• _Source excerpt_:
○ ○ ○

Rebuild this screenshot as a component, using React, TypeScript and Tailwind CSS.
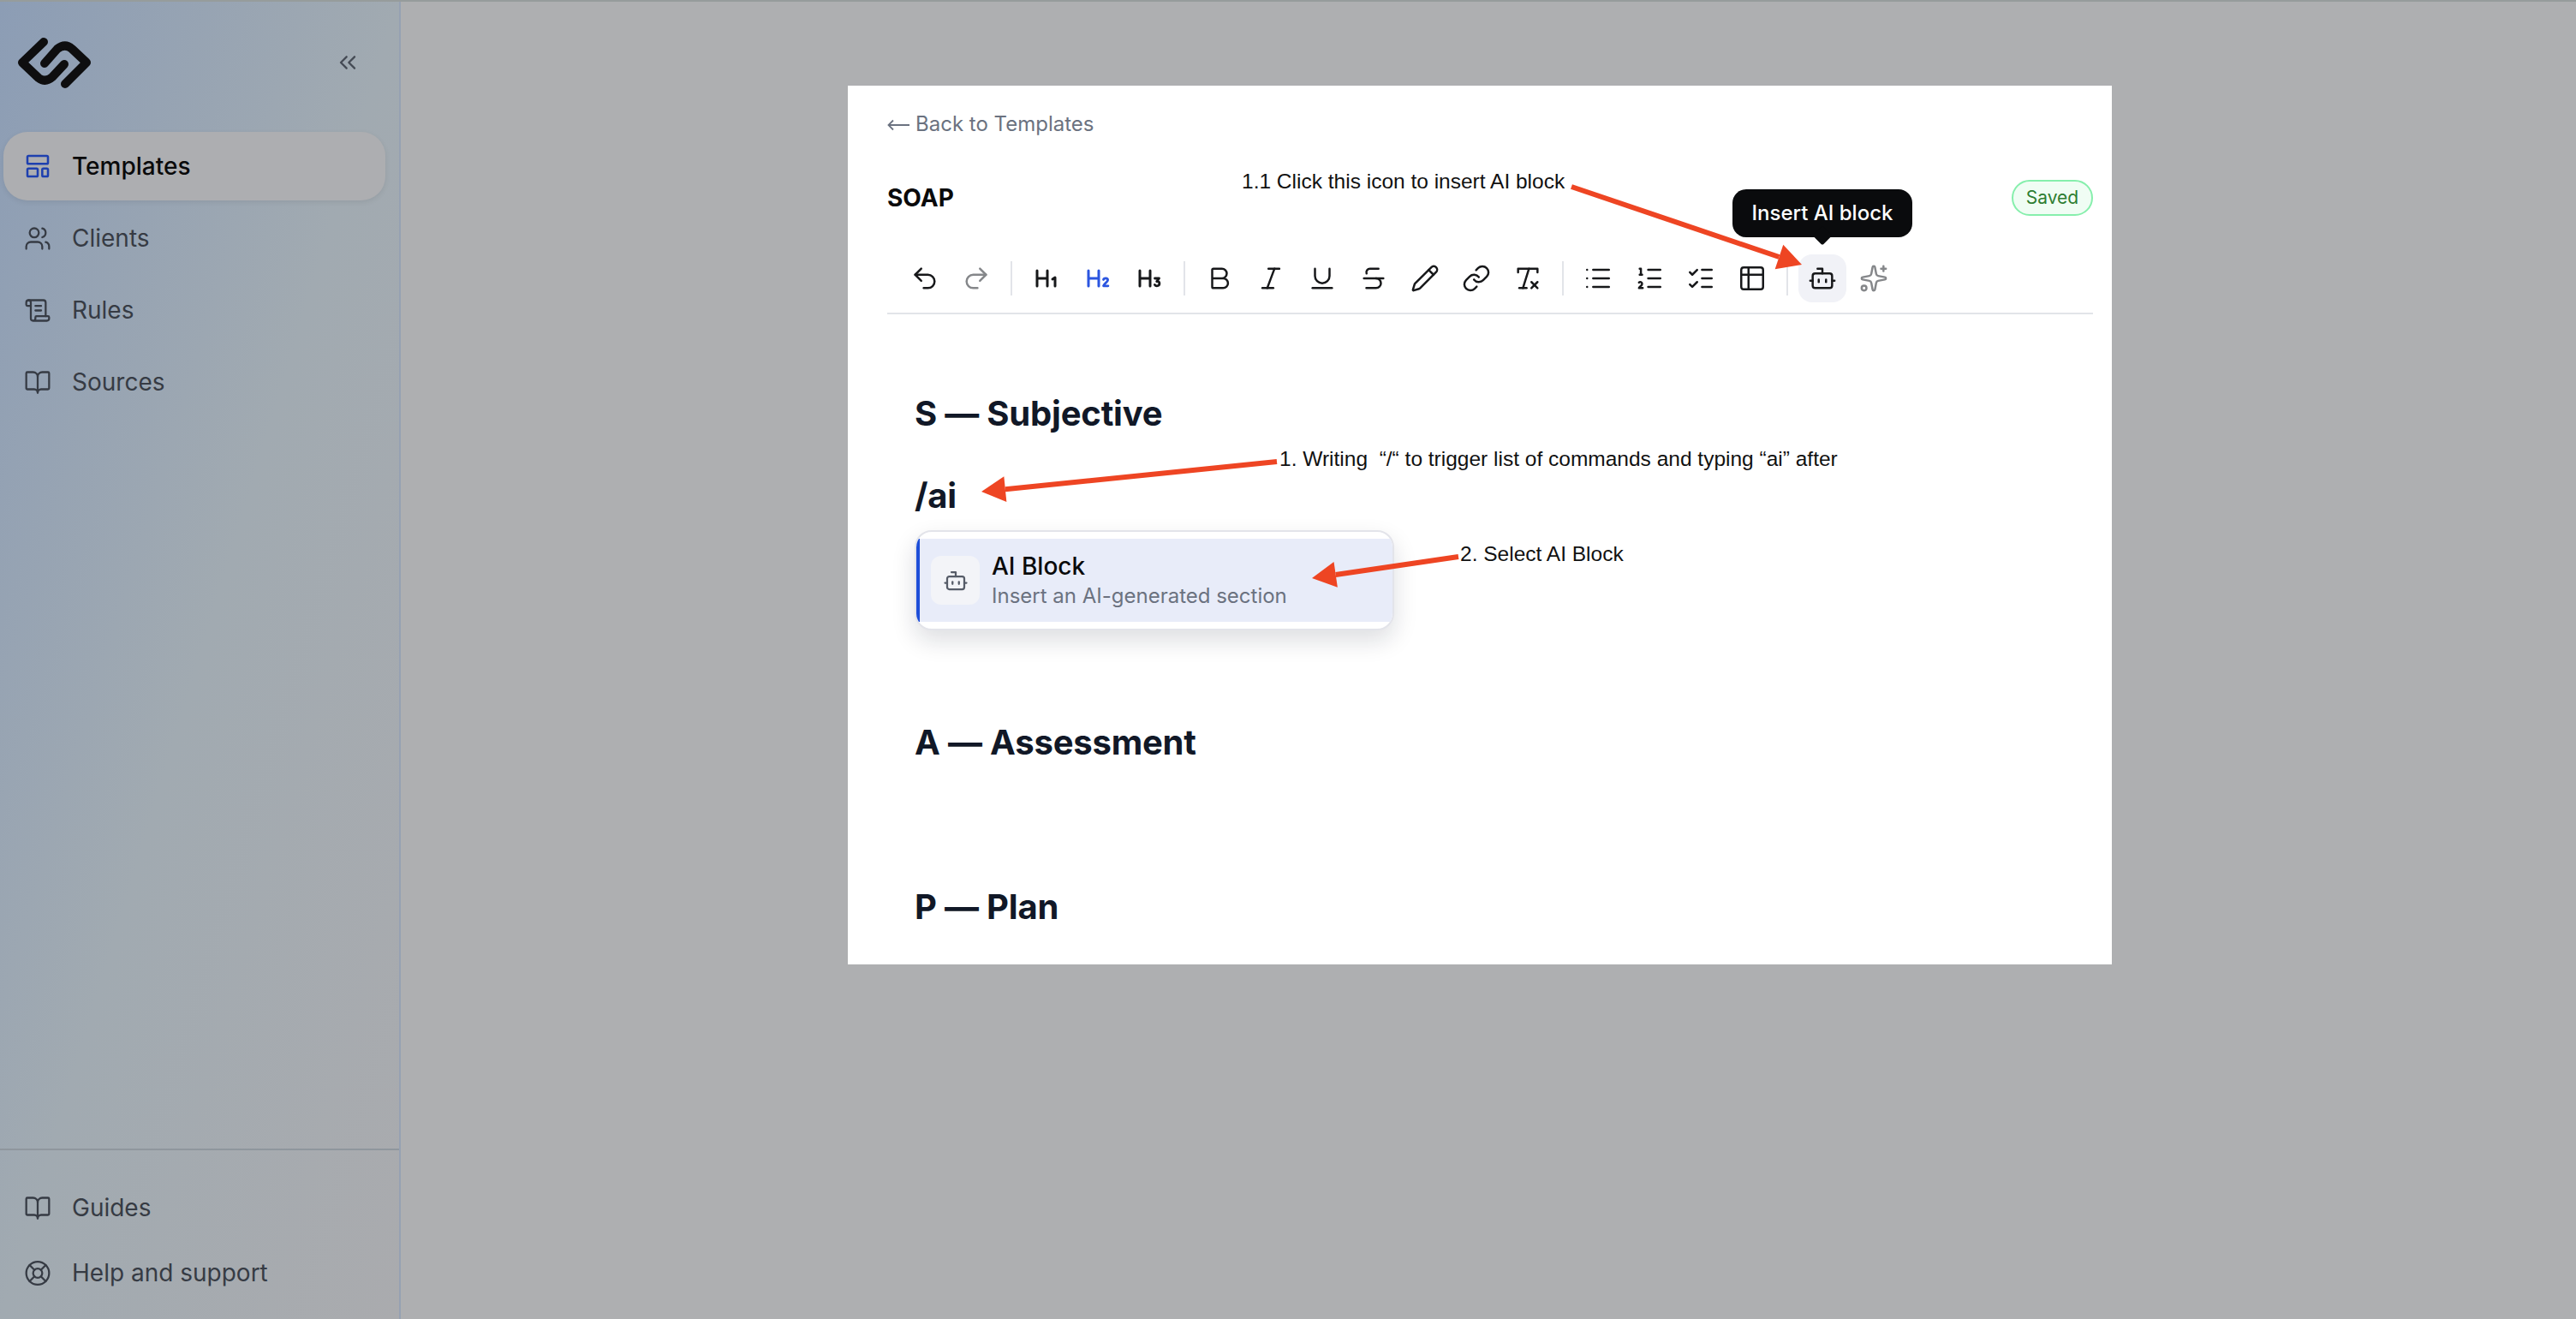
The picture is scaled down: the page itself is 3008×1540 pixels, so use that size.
import {
  Bold,
  BookOpen,
  Bot,
  ChevronsLeft,
  Italic,
  LayoutTemplate,
  LifeBuoy,
  Link,
  List,
  ListChecks,
  ListOrdered,
  Pencil,
  Redo2,
  RemoveFormatting,
  ScrollText,
  Sparkles,
  Strikethrough,
  Table2,
  Underline,
  Undo2,
  Users,
} from "lucide-react";

function Logo() {
  return (
    <svg width="90" height="64" viewBox="20 42 90 64" fill="none" stroke="#0e0e0f" strokeWidth="10" strokeLinecap="round" strokeLinejoin="round">
      <path d="M52 49 L27 73 L46 91 Q54 97 62 90 L76 75" />
      <path d="M77 98 L102 73 L85 57 Q77 50 68 57 L53 74" />
    </svg>
  );
}

function HeadingIcon({ digit, color }: { digit: 1 | 2 | 3; color: string }) {
  return (
    <svg width="28" height="24" viewBox="-1 0 28 24" fill="none" stroke={color} strokeLinecap="round" strokeLinejoin="round">
      <path d="M2 3v18M14 3v18M2 12h12" strokeWidth="3" />
      {digit === 1 && <path d="M20 13l3-2v10" strokeWidth="3" />}
      {digit === 2 && <path d="M19.500 13.500c.4-2 5.100-2.400 5.100.6 0 2-4 3.600-5.100 6.700h5.400" strokeWidth="2.800" />}
      {digit === 3 && <path d="M19.500 12h5l-2.800 3.600c2.300-.4 3.200 1 3.200 2.500 0 3-4.100 3.600-5.500 1.400" strokeWidth="2.800" />}
    </svg>
  );
}

function ToolButton({ children, active }: { children: React.ReactNode; active?: boolean }) {
  return (
    <div className={`flex h-14 w-14 items-center justify-center rounded-2xl ${active ? "bg-[#f1f2f7]" : ""}`}>
      {children}
    </div>
  );
}

function Divider() {
  return <div className="mx-2 h-10 w-[2px] bg-[#e2e4e9]" />;
}

function Arrow({ x1, y1, x2, y2 }: { x1: number; y1: number; x2: number; y2: number }) {
  const a = Math.atan2(y2 - y1, x2 - x1);
  const len = 28;
  const half = 15;
  const bx = x2 - Math.cos(a) * len;
  const by = y2 - Math.sin(a) * len;
  const p1 = `${bx - Math.sin(a) * half},${by + Math.cos(a) * half}`;
  const p2 = `${bx + Math.sin(a) * half},${by - Math.cos(a) * half}`;
  return (
    <g>
      <line x1={x1} y1={y1} x2={bx} y2={by} stroke="#ee4523" strokeWidth="6" />
      <polygon points={`${x2},${y2} ${p1} ${p2}`} fill="#ee4523" />
    </g>
  );
}

function NavItem({ icon, label, active }: { icon: React.ReactNode; label: string; active?: boolean }) {
  return (
    <div
      className={`flex h-20 items-center gap-[24px] rounded-[28px] pl-[24px] text-[28px] ${
        active ? "bg-[#adaeb1] font-medium text-[#0a0a0b] shadow-[0_2px_6px_rgba(0,0,0,0.08)]" : "text-[#363b44]"
      }`}
    >
      <div className="flex h-8 w-8 items-center justify-center">{icon}</div>
      <span>{label}</span>
    </div>
  );
}

const headingClass = "flex h-24 items-center pt-[2px] text-[40px] font-bold leading-none tracking-[-0.005em] text-[#111827]";
const noteClass = "absolute whitespace-pre font-['Liberation_Sans',sans-serif] text-[24.5px] leading-[30px] text-[#111]";

export default function App() {
  const tool = { size: 34, strokeWidth: 1.75, color: "#17181a" };

  return (
    <div className="relative flex h-[1540px] w-[3008px] overflow-hidden bg-[#aeafb1] font-['Inter',sans-serif]">
      <div className="absolute inset-x-0 top-0 h-[2px] bg-[#969c9c]" />

      {/* Sidebar */}
      <aside className="flex w-[468px] shrink-0 flex-col border-r-2 border-[#96a1b2] bg-[linear-gradient(to_bottom_right,#8c9db5,#a1aab1_50%,#aaabae)]">
        <div className="flex h-[154px] shrink-0 items-start justify-between pl-[19px] pr-[44px] pt-[42px]">
          <Logo />
          <ChevronsLeft size={32} strokeWidth={1.75} color="#454b55" className="mt-[15px]" />
        </div>
        <nav className="flex flex-1 flex-col gap-1 pl-[4px] pr-[16px]">
          <NavItem active label="Templates" icon={<LayoutTemplate size={36} strokeWidth={1.9} color="#1e40af" />} />
          <NavItem label="Clients" icon={<Users size={33} strokeWidth={1.7} color="#363b44" />} />
          <NavItem label="Rules" icon={<ScrollText size={33} strokeWidth={1.7} color="#363b44" />} />
          <NavItem label="Sources" icon={<BookOpen size={33} strokeWidth={1.7} color="#363b44" />} />
        </nav>
        <div className="flex flex-col border-t-2 border-[#8f969d] pb-[16px] pl-[4px] pr-[16px] pt-[29px]">
          <div className="flex h-[76px] items-center gap-[24px] pl-[24px] text-[28px] text-[#363b44]">
            <div className="flex h-8 w-8 items-center justify-center">
              <BookOpen size={33} strokeWidth={1.7} color="#363b44" />
            </div>
            <span>Guides</span>
          </div>
          <div className="flex h-[76px] items-center gap-[24px] pl-[24px] text-[28px] text-[#363b44]">
            <div className="flex h-8 w-8 items-center justify-center">
              <LifeBuoy size={33} strokeWidth={1.7} color="#363b44" />
            </div>
            <span>Help and support</span>
          </div>
        </div>
      </aside>

      {/* Main */}
      <main className="flex-1 pl-[522px] pt-[100px]">
        <div className="relative h-[1026px] w-[1476px] overflow-hidden bg-white pl-[46px] pr-[22px] pt-[30px]">
          <div className="flex h-[30px] items-center gap-[7px] text-[24px] text-[#6b7280]">
            <svg width="26" height="14" viewBox="0 0 26 14" fill="none" stroke="#6b7280" strokeWidth="1.800" className="mt-[2px]">
              <path d="M1 7h25M7 1.500 1.500 7 7 12.500" />
            </svg>
            <span>Back to Templates</span>
          </div>

          <div className="mt-[50px] flex h-[42px] items-center justify-between">
            <span className="text-[28px] font-bold text-[#0a0a0b]">SOAP</span>
            <span className="flex h-[42px] w-[95px] items-center justify-center rounded-full border-2 border-[#86efac] bg-[#f0fdf4] text-[21px] text-[#2e7d32]">
              Saved
            </span>
          </div>

          <div className="mt-[45px] flex h-[70px] items-start gap-1 border-b-2 border-[#e2e4e9] pl-4">
            <ToolButton><Undo2 {...tool} /></ToolButton>
            <ToolButton><Redo2 {...tool} color="#85878a" /></ToolButton>
            <div className="flex h-14 items-center"><Divider /></div>
            <ToolButton><HeadingIcon digit={1} color="#17181a" /></ToolButton>
            <ToolButton><HeadingIcon digit={2} color="#2b55e0" /></ToolButton>
            <ToolButton><HeadingIcon digit={3} color="#17181a" /></ToolButton>
            <div className="flex h-14 items-center"><Divider /></div>
            <ToolButton><Bold {...tool} /></ToolButton>
            <ToolButton><Italic {...tool} /></ToolButton>
            <ToolButton><Underline {...tool} /></ToolButton>
            <ToolButton><Strikethrough {...tool} /></ToolButton>
            <ToolButton><Pencil {...tool} /></ToolButton>
            <ToolButton><Link {...tool} /></ToolButton>
            <ToolButton><RemoveFormatting {...tool} /></ToolButton>
            <div className="flex h-14 items-center"><Divider /></div>
            <ToolButton><List {...tool} /></ToolButton>
            <ToolButton><ListOrdered {...tool} /></ToolButton>
            <ToolButton><ListChecks {...tool} /></ToolButton>
            <ToolButton><Table2 {...tool} /></ToolButton>
            <div className="flex h-14 items-center"><Divider /></div>
            <div className="relative">
              <ToolButton active><Bot {...tool} /></ToolButton>
              <div className="absolute left-1/2 top-[-76px] flex h-[56px] w-[210px] -translate-x-1/2 items-center justify-center rounded-2xl bg-[#0a0b0d] text-[24px] font-medium text-white">
                Insert AI block
                <div className="absolute bottom-[-6px] left-1/2 h-4 w-4 -translate-x-1/2 rotate-45 rounded-[2px] bg-[#0a0b0d]" />
              </div>
            </div>
            <ToolButton><Sparkles {...tool} color="#85878a" /></ToolButton>
          </div>

          {/* Editor */}
          <div className="mt-[67px] pl-[32px]">
            <div className={headingClass}>S — Subjective</div>
            <div className={headingClass}>/ai</div>
            <div className="h-24" />
            <div className="h-24" />
            <div className={headingClass}>A — Assessment</div>
            <div className="h-24" />
            <div className={headingClass}>P — Plan</div>
          </div>

          {/* Slash menu */}
          <div className="absolute left-[78px] top-[519px] flex h-[117px] w-[560px] items-center overflow-hidden rounded-[20px] border-2 border-[#e3e4ea] bg-white shadow-[0_12px_28px_rgba(17,24,39,0.14)]">
            <div className="flex h-[97px] w-full items-center gap-[14px] border-l-4 border-[#1d4ed8] bg-[#e8ecf9] pl-[13px]">
              <div className="flex h-[57px] w-[57px] items-center justify-center rounded-xl bg-[#f3f4f8]">
                <Bot size={30} strokeWidth={1.8} color="#565c68" />
              </div>
              <div className="flex flex-col">
                <span className="text-[28px] font-medium leading-[36px] text-[#0a0a0b]">AI Block</span>
                <span className="text-[24px] leading-[34px] text-[#6b7280]">Insert an AI-generated section</span>
              </div>
            </div>
          </div>
        </div>
      </main>

      {/* Annotations drawn on top of the screenshot */}
      <svg className="absolute inset-0" width="3008" height="1540" viewBox="0 0 3008 1540" fill="none">
        <Arrow x1={1835} y1={218} x2={2104} y2={309} />
        <Arrow x1={1491} y1={539} x2={1146} y2={574} />
        <Arrow x1={1703} y1={650} x2={1532} y2={675} />
      </svg>
      <div className={`${noteClass} left-[1450px] top-[197px]`}>1.1 Click this icon to insert AI block</div>
      <div className={`${noteClass} left-[1494px] top-[521px]`}>1. Writing  “/“ to trigger list of commands and typing “ai” after</div>
      <div className={`${noteClass} left-[1705px] top-[632px]`}>2. Select AI Block</div>
    </div>
  );
}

○ ○ ○

• _Exercise prompt_:
Pull every line containing the word "this" out of the material and copy it.

• _Exercise output_:
Rebuild this screenshot as a component, using React, TypeScript and Tailwind CSS.
      <div className={`${noteClass} left-[1450px] top-[197px]`}>1.1 Click this icon to insert AI block</div>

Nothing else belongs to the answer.